TASK PROMPT.
Copy every line of the entries that includes the word "this".

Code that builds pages
--*--
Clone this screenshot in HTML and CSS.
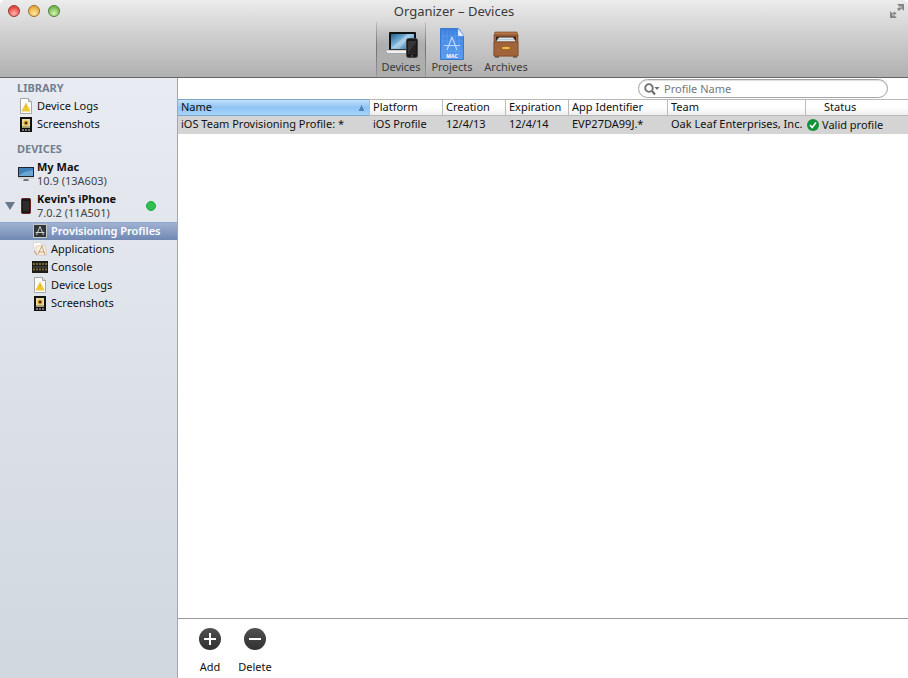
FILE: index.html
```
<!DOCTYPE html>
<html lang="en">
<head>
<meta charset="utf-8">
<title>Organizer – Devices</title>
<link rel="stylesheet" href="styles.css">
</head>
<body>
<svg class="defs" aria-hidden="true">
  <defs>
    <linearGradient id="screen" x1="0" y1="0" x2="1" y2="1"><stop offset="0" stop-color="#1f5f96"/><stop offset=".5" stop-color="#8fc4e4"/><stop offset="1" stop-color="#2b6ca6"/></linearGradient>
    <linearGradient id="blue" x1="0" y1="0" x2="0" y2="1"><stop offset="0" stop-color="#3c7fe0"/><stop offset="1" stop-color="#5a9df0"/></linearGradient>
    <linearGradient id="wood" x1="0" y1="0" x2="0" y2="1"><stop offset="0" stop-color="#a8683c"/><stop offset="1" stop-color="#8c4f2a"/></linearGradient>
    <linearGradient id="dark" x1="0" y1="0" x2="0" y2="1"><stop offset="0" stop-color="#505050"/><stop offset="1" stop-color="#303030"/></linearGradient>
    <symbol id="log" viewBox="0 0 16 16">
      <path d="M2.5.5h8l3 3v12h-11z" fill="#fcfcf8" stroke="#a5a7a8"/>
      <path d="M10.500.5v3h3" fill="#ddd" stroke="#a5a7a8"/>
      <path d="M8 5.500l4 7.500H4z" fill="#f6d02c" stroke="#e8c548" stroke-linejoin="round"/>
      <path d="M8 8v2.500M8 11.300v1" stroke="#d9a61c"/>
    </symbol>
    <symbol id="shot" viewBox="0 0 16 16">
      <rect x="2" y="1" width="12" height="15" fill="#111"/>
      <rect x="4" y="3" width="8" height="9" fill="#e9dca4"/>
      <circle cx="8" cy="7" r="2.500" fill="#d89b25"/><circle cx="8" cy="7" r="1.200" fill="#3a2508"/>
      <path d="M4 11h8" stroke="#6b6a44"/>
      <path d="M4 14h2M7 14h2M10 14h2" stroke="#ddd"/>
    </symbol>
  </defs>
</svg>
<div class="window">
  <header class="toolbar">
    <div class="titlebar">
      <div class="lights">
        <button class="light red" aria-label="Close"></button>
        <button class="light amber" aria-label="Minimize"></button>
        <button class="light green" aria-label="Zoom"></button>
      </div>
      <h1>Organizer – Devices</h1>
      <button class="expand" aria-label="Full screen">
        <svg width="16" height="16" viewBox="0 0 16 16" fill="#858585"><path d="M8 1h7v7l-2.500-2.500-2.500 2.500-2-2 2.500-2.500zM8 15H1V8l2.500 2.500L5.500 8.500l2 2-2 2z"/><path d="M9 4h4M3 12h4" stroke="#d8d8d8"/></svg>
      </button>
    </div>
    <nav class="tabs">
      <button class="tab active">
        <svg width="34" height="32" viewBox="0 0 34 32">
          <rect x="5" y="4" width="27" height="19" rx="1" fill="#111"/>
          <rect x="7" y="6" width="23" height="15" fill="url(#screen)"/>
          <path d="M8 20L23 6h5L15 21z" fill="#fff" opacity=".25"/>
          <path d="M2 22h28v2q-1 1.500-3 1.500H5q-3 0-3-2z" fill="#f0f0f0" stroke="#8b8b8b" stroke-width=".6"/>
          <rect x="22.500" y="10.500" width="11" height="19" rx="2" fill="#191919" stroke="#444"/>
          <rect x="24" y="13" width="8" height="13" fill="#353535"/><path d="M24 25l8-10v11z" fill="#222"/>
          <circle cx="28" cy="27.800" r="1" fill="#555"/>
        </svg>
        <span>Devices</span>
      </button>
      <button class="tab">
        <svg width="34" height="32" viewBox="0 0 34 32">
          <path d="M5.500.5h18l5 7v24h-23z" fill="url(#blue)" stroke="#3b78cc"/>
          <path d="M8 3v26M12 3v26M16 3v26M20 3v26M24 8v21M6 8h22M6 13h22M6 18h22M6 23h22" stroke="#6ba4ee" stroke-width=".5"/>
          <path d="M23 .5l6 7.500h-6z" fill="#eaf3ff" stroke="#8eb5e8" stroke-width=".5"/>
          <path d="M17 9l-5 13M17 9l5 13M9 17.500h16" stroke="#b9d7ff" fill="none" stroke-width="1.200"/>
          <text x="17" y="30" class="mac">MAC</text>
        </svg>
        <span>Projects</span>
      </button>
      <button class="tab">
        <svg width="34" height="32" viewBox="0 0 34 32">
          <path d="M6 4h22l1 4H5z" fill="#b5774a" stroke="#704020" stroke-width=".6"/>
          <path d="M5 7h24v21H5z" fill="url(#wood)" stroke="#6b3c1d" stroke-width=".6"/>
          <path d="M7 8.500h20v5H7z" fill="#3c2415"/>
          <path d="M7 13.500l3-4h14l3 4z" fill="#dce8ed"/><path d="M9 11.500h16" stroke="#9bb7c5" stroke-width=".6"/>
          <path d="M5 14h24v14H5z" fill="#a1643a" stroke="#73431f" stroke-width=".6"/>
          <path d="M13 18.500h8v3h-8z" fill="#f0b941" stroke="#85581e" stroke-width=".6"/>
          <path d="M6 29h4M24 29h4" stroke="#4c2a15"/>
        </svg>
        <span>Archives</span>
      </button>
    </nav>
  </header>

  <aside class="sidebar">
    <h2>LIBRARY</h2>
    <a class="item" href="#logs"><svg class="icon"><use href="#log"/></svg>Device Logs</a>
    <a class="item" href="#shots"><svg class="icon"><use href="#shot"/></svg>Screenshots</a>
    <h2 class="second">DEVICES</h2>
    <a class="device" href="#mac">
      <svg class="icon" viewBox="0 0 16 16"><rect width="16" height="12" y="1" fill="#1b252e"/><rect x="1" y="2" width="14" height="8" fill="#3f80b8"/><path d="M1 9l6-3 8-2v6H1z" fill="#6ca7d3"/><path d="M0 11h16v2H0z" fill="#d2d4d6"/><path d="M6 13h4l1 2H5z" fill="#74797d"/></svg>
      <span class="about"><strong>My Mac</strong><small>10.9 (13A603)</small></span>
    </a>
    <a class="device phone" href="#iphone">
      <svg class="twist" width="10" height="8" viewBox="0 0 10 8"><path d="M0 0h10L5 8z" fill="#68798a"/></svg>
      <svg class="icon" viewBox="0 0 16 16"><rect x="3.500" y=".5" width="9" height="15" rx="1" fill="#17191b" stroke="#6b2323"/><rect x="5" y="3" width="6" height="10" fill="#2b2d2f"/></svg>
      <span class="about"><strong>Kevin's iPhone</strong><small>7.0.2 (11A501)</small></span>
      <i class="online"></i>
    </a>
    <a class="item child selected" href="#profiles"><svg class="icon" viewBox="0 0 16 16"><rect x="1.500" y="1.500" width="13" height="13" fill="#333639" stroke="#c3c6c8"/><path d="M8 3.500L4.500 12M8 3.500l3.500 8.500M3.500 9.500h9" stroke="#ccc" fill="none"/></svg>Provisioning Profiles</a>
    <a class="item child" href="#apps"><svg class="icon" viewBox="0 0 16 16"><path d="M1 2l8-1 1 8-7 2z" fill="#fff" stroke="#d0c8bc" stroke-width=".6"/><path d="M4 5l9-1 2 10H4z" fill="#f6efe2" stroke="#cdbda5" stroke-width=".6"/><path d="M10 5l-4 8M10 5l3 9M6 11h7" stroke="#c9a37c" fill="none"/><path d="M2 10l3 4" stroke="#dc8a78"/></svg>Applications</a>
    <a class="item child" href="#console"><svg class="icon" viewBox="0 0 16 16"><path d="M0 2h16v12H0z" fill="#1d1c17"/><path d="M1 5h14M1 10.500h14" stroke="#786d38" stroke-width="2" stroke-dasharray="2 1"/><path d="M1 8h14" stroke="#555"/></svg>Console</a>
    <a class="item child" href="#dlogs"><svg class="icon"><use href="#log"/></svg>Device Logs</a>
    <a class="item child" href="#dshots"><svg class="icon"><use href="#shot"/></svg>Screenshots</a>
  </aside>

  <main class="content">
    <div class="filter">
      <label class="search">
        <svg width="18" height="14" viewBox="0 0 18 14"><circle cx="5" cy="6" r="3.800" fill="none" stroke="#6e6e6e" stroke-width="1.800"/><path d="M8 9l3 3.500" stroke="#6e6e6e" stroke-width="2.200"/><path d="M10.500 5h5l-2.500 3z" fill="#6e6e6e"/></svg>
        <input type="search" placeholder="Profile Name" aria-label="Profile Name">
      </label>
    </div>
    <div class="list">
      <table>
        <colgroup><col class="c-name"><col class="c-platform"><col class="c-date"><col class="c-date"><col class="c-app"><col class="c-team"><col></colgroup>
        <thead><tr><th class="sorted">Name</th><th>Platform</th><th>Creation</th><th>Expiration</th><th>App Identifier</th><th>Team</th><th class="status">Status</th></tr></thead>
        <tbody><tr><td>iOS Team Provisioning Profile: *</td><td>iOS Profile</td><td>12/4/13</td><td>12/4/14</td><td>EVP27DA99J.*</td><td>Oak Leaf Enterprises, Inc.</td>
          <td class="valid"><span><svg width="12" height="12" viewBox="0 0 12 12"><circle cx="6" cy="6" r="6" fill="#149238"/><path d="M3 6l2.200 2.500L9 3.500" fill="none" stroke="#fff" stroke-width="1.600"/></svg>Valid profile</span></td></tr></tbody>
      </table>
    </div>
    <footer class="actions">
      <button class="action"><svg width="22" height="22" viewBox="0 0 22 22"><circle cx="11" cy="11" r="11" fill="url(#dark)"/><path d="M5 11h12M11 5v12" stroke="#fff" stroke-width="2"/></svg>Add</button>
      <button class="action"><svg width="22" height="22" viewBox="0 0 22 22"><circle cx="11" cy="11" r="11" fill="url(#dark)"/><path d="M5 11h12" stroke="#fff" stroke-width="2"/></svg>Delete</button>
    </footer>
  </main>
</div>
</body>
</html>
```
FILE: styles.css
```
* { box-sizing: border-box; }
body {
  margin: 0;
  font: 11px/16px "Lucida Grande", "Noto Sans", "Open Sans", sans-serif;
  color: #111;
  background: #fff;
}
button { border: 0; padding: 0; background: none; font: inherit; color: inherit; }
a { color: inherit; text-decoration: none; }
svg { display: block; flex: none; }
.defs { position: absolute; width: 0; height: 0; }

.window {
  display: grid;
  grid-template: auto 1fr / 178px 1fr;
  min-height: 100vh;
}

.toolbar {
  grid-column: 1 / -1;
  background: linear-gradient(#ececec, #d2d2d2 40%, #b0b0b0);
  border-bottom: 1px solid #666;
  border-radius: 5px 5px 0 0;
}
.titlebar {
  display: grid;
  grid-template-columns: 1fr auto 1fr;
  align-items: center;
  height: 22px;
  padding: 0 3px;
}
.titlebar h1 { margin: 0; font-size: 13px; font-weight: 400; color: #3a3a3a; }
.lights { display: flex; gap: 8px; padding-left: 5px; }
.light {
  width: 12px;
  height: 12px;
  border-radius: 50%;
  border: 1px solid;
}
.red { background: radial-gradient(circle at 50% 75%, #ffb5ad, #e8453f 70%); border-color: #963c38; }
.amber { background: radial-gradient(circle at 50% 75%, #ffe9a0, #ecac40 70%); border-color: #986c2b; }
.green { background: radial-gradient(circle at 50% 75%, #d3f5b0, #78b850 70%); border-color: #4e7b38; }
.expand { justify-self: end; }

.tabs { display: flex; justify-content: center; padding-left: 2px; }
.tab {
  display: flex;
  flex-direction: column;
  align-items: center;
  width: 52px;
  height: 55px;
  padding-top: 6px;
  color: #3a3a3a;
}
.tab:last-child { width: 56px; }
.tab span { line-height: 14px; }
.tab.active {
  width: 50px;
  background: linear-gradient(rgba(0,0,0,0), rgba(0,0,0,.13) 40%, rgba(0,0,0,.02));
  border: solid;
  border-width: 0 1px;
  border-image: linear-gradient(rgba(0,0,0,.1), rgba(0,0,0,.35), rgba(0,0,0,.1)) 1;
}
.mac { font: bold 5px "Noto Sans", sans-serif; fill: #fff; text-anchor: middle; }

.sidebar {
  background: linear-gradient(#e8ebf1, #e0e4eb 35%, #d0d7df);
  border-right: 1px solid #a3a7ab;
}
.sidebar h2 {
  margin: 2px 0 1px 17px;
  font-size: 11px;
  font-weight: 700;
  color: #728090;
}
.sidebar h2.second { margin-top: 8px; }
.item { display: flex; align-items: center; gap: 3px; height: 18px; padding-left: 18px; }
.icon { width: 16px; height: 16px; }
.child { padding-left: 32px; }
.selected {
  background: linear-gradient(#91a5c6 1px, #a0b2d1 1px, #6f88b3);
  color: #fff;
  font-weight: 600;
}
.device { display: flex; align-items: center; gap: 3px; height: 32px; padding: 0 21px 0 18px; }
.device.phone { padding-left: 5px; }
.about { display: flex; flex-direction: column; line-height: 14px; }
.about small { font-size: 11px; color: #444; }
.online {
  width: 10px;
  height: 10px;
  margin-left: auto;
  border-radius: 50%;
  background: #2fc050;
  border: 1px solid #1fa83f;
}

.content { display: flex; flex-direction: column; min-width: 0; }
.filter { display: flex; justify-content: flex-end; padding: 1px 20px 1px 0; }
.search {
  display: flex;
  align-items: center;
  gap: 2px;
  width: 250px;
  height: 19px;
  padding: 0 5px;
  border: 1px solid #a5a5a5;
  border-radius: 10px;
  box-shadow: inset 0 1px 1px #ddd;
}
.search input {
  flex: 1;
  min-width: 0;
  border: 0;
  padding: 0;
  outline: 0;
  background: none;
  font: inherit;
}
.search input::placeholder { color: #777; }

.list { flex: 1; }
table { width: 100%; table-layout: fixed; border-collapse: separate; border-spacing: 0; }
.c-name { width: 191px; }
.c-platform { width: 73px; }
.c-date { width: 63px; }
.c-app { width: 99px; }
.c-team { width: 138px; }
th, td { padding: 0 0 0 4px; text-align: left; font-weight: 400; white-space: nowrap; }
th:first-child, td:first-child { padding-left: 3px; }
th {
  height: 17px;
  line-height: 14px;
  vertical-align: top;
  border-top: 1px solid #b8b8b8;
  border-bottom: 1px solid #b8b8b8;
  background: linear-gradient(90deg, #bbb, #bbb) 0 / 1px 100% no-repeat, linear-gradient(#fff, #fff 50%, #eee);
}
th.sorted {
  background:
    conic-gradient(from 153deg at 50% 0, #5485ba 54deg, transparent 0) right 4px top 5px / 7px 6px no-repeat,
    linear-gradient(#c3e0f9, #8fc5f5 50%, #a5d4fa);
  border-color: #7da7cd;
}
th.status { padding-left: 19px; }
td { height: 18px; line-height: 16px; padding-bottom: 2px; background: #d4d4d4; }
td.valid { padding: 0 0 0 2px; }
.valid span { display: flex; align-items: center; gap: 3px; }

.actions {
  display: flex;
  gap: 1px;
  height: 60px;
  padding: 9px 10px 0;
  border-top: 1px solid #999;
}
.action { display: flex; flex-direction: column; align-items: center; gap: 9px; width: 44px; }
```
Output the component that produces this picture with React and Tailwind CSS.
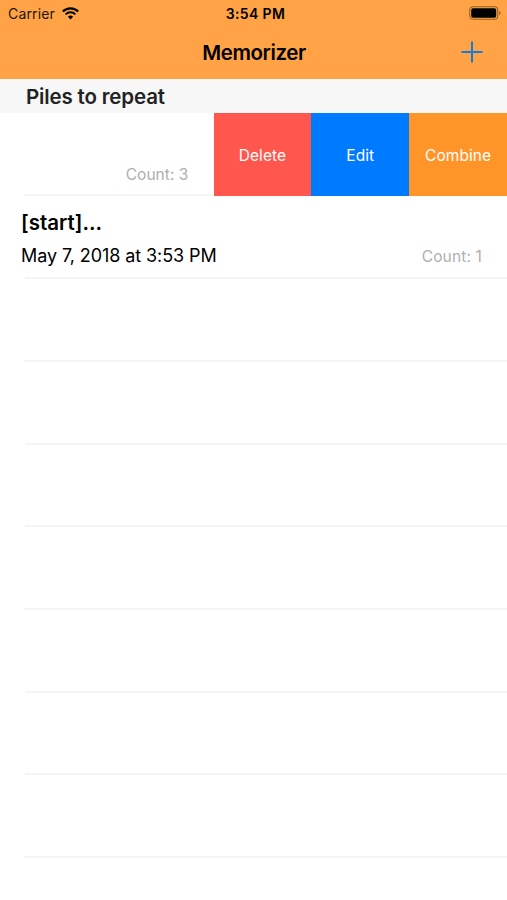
--*--
WRITTEN RESPONSE.
Clone this screenshot in HTML and CSS.
Output the component that produces this picture with React and Tailwind CSS.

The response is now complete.